Lilium took a more ambitious path: to develop not just an aircraft, but an integrated aeronautical platform in which propulsion, aerodynamics, avionics and control systems are designed as a single cohesive system.
⚙️ 1. Propulsion: The Heart of the System
The aircraft uses a configuration based on 32 electrically powered, steerable ducted fans, integrated into both the forward and rear wing surfaces.
This architecture is one of the most complex in the entire eVTOL sector.
🔬 Key features
- High-speed ducted electric fans
- Vectorable thrust
- Distributed propulsion along the wing structure
Airflow is channelled within the ducts, delivering improved jet control and superior aerodynamic management especially at higher speeds.

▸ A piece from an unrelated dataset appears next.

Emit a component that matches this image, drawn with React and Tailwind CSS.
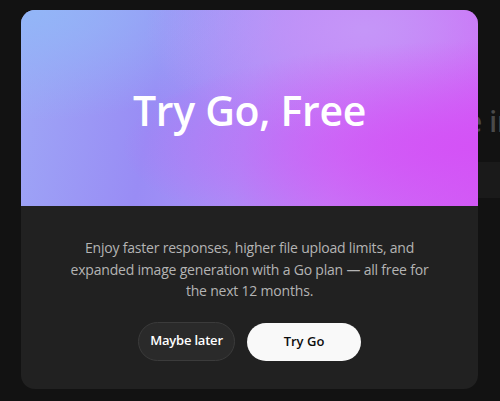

⚡ 2. Energy, Lift and Physical Behaviour
The system’s energy profile is not uniform across the flight envelope.
🟢 Take‑off and landing
- Lift generated entirely by the fans
- High power demand
- High disc‑loading configuration
🔵 Cruise
- Wings progressively generate the majority of lift
- Propulsion units provide purely forward thrust
- Overall system efficiency improves significantly
👉 The design does not optimise every phase equally; rather, it prioritises high efficiency in cruise flight.
🌪️ 3. Ground Effect
A crucial physical phenomenon during vertical flight phases is ground effect.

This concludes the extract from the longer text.